Beta amyloid deposits and excessive daytime sleepiness may be an accurate predictor of future Alzheimer’s onset in senior citizens, according to a recent National Institute On Aging (NIA) study.
In the study, senior citizens who normally are active during the day but continuously felt sleepy, showed three times more deposits of beta amyloid compared to the control group.
Beta amyloid is a protein found in the brain that clumps together and prevents neuronal transmissions from reaching their destination. The result is severe cognitive decline, memory loss, disrupted sleep patterns, and inability to take care of oneself. The final result is death.
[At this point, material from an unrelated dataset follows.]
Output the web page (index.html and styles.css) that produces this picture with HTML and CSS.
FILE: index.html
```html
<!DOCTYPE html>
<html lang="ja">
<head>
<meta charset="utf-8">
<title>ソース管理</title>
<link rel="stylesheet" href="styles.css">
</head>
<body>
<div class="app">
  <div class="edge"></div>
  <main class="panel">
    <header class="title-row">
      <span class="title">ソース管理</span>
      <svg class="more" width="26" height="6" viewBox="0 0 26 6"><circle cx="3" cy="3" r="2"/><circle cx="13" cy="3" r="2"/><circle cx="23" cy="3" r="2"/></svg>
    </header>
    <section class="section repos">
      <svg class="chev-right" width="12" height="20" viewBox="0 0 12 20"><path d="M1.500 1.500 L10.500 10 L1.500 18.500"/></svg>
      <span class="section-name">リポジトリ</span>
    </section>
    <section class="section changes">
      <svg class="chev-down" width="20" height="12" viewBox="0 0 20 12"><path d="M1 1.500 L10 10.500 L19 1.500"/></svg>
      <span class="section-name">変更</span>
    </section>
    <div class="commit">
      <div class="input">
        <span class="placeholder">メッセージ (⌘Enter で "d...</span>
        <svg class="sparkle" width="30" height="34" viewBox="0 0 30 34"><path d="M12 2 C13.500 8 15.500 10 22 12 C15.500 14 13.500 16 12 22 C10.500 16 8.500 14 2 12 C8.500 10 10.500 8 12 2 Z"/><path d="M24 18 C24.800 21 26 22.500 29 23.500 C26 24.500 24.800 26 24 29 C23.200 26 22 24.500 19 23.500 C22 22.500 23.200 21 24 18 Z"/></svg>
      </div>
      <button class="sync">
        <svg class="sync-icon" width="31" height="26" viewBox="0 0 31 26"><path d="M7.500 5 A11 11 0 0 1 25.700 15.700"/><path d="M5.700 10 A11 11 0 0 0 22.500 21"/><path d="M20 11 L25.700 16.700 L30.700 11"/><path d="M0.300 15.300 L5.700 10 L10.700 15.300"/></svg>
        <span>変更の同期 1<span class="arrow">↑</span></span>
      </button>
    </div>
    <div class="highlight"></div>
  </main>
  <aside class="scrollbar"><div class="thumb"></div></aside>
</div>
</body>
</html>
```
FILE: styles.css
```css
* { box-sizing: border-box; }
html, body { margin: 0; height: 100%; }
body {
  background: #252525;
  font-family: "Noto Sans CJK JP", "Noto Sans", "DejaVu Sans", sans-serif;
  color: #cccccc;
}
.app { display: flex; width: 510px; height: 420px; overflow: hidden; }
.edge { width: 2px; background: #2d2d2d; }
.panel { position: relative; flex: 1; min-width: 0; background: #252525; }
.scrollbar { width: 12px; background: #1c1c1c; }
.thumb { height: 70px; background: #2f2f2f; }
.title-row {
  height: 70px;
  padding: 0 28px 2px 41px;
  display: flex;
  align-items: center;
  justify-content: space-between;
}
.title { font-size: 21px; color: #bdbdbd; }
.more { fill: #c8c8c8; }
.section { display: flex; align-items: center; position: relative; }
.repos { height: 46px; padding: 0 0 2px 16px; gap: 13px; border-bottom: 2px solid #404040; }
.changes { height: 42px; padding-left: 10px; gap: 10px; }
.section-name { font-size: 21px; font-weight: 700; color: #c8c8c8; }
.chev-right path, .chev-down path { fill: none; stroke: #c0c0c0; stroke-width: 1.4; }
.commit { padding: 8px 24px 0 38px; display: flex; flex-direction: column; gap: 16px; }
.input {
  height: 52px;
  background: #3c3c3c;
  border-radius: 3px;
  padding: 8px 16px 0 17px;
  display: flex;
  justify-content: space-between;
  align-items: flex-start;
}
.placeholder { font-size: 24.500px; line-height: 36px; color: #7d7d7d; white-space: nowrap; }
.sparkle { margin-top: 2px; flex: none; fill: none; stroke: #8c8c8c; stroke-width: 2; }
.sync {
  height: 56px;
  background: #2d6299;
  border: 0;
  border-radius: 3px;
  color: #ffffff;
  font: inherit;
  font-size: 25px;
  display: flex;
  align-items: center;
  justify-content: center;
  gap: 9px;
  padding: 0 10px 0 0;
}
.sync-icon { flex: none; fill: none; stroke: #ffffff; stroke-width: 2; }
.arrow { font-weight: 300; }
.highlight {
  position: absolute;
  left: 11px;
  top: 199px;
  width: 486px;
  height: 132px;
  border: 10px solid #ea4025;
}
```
Beta Amyloid: Study Protocol And Results
Researchers used the Baltimore Longitudinal Study of Aging Neuroimaging Substudy data to examine the reported daytime sleepiness levels and napping habits of 124 cognitively healthy men and women participants. This was matched to information from PET scan results from an average of 16 years later.
The results showed that people who reported consistently feeling sleepy during the day were three times more likely to have deposits of beta-amyloid, compared to the control group.
Beta Amyloid: Interpretation
The results of this study showing a strong link between beta-amyloid buildup in the brain to sleep disruption and eventual Alzheimer’s pathology confirms earlier studies.
Previous studies have highlighted the importance of diet and exercise in reducing the risk of getting Alzheimer’s disease. However, sleep deprivation, less studied, also appears to be a strong contributor as well.
In this study, a yes or no question, if people felt drowsy or fell asleep in the daytime when they wanted to be awake was an effective screen for high-risk, future Alzheimer’s onset.
Expanding future research to study whether the affects of other sleep disorders also link to beta-amyloid build up and Alzheimer’s, should be pursued.